__What you need to do__. Every line containing the word "code" needs to be found and copied.

-- Begin Recorded information --

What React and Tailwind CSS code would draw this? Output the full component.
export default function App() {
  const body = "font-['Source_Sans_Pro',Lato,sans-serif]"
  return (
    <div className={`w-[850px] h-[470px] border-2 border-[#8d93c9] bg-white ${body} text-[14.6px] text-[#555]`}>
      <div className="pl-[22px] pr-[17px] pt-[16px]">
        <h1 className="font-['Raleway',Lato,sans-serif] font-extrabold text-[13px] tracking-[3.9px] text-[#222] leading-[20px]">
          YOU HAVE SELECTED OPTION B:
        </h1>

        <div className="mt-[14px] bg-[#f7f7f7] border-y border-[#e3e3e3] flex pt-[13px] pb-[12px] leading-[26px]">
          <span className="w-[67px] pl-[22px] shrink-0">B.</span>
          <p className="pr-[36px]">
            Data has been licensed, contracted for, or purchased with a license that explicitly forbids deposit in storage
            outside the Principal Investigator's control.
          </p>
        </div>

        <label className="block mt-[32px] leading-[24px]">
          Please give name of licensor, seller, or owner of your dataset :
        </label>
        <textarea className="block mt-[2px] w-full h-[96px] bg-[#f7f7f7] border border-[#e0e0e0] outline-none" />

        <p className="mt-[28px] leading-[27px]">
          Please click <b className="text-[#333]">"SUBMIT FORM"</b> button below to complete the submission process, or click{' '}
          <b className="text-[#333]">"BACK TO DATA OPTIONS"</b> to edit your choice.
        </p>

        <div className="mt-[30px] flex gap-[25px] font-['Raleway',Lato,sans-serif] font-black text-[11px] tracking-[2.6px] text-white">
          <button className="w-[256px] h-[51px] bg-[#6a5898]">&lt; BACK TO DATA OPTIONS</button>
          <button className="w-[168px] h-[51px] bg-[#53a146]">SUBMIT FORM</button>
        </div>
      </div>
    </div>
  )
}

-- End Recorded information --
-- Begin Recorded information --

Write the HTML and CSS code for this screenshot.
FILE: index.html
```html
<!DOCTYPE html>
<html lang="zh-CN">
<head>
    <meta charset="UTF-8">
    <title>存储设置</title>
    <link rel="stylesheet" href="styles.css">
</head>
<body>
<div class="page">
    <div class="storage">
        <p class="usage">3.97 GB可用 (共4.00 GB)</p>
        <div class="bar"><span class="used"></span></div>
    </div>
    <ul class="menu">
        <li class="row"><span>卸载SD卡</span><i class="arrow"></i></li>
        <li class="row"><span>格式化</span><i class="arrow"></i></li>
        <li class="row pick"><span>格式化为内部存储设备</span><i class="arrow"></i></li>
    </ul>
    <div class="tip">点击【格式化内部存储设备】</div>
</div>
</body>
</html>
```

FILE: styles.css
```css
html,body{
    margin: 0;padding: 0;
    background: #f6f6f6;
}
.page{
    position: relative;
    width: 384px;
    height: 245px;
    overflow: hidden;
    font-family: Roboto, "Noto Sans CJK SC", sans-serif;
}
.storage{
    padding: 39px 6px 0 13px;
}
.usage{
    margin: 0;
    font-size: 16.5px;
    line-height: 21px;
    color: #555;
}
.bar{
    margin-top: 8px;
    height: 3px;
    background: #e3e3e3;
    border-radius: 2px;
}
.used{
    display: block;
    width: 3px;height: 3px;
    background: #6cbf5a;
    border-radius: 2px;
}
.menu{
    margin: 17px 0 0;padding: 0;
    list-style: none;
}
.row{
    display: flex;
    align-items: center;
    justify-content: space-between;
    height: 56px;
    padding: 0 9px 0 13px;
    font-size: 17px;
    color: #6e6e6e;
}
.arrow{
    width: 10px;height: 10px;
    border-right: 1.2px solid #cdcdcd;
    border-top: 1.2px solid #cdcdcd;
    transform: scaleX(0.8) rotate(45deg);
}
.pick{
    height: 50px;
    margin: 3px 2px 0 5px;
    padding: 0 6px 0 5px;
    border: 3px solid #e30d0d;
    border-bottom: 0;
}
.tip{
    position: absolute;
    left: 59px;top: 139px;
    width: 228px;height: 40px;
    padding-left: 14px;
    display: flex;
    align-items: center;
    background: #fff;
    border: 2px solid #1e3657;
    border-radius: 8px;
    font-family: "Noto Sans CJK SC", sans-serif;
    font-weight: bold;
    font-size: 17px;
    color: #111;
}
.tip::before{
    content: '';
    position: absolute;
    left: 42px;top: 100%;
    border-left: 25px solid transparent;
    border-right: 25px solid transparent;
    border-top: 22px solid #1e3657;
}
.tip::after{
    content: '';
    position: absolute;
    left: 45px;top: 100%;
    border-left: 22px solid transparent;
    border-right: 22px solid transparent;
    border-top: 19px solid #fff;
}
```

-- End Recorded information --

__Written answer__.
What React and Tailwind CSS code would draw this? Output the full component.
Write the HTML and CSS code for this screenshot.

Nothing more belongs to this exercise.